If there is a linear relationship between fluorescence emission and concentration typically a multiple-point calibration is performed, plotting the signal as a function of concentration over a wide concentration range. The obtained regression parameters (slope and intercept) may be used either in a spreadsheet program to calculate averaged concentrations or used via the DatLab calibration window to directly display concentrations. Two point calibrations can be done directly in DatLab, see DatLab-Analysis for both options. For some applications calibrations may be easily done using the Titration-Injection-microPump (TIP2k).


Data export and linear calibration: Mark stable sections on the raw signal, use or generate a template of mark names, and copy to clipboard in Marks Statistics [F2]. Copy into an Excel template for linear regression. This template can be modified according to the specific calibration experiment (titration volumes, concentrations, number of data points, …). Perform a linear regression of the raw signal as a function of analyte concentration. For highest accuracy, only the concentration range used in the final experiment should be included in the regression. Obtain the regression parameters (slope and intercept).


Performing an experiment

The O2k-Fluorescence Sensors can be inserted into the chamber of the O2k at any time when using the O2k.
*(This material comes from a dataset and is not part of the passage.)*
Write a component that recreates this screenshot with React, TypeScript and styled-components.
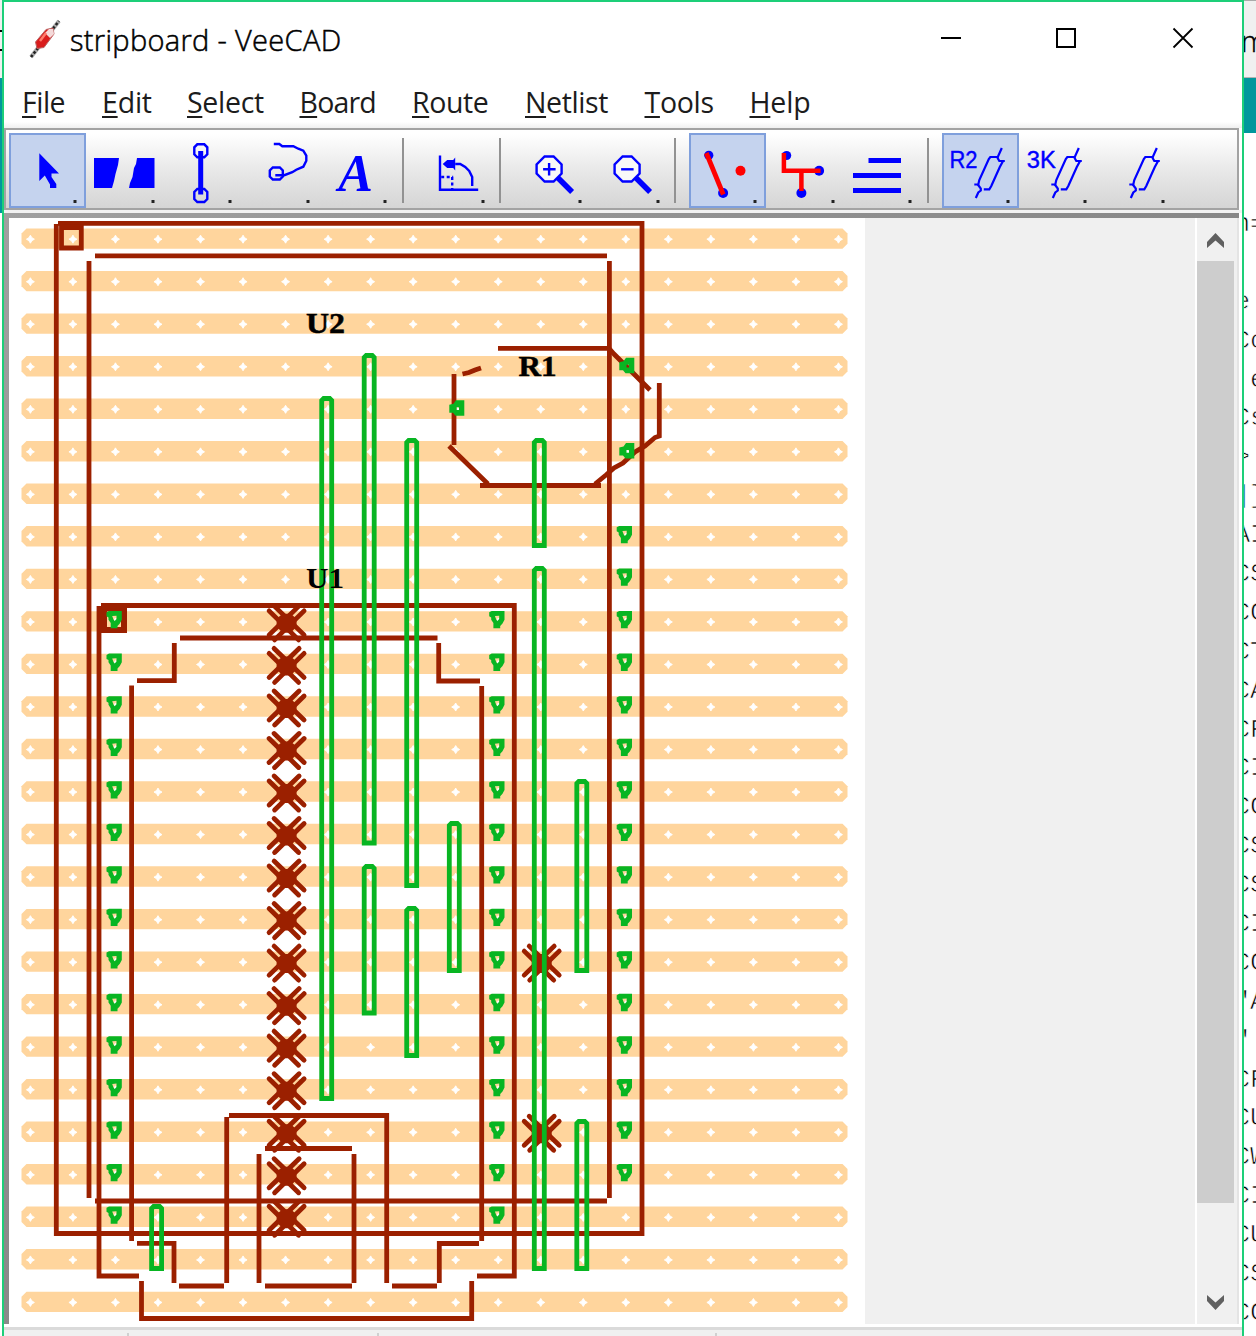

  1. Set up the instrument as described O2k-Fluo_LED2-Module#Setup_of_the_O2k-Fluo_LED2-Module above.
  2. Switch off the chamber light [F10].
  3. Observe the "Amp raw signal" and "slope Amp" as described above. It will take some minutes for the sensor to reach a constant temperature and therefore a stable signal. Therefore, it is advisable to insert the fluorescence sensors early in the set up of the instrument. However, they can be removed at any time to visually check the chamber. When a sensor is removed for a short time only it will reach a stable temperature and therefore a stable signal very soon after re-inserting it into the window of the O2k chamber.
  4. Set up your experiment as usually for respiration experiments. Remove the fluorescence sensors whenever necessary. The time for gaining a stable oxygen signal at open chamber can be used to thermally equilibrate the fluorescence sensors.
  5. After the chambers are closed and a visual check showed no bubbles (remove the fluorescence sensors from the chamber window for this), switch off the O2k chamber light and start the experiment. You will probable want to observe both the fluorescence channels (Amp) and the oxygen channels. Some initial graph layouts are provided in the additional templates for fluorescence.


Fluorescence and the TIP2k

Fluorescence methods, especially when requiring multiple point calibrations, open up some new applications for the Titration-Injection microPump (TIP-2k). However, there is one caveat: The needle of the TIP may itself influence the optical signal. There are several ways how this can be dealt with:

  • A test shows that the signal is not affected by the presence/ absence of the TIP needle. I presume such a check will show that there is no problem anyway.
  • The TIP needles stay in the chambers for the rest of the experiment and are only temporary removed for other injections.
  • The opposite approach: The needle is removed between the calibration injections to record sequences of signals without the influences of the TIP. Marks from these sections are used for the calibration procedure. After the calibration the TIP needle can be removed permanently from the chamber.
  • Not related to calibrations: In applications in which the absolute signal is not so important (like Amplex, where only the slope matters) there should be no problem to use the TIP for some parts of the experiment (unless even the sensitivity is changed by the needle in a significant way, which seems improbable).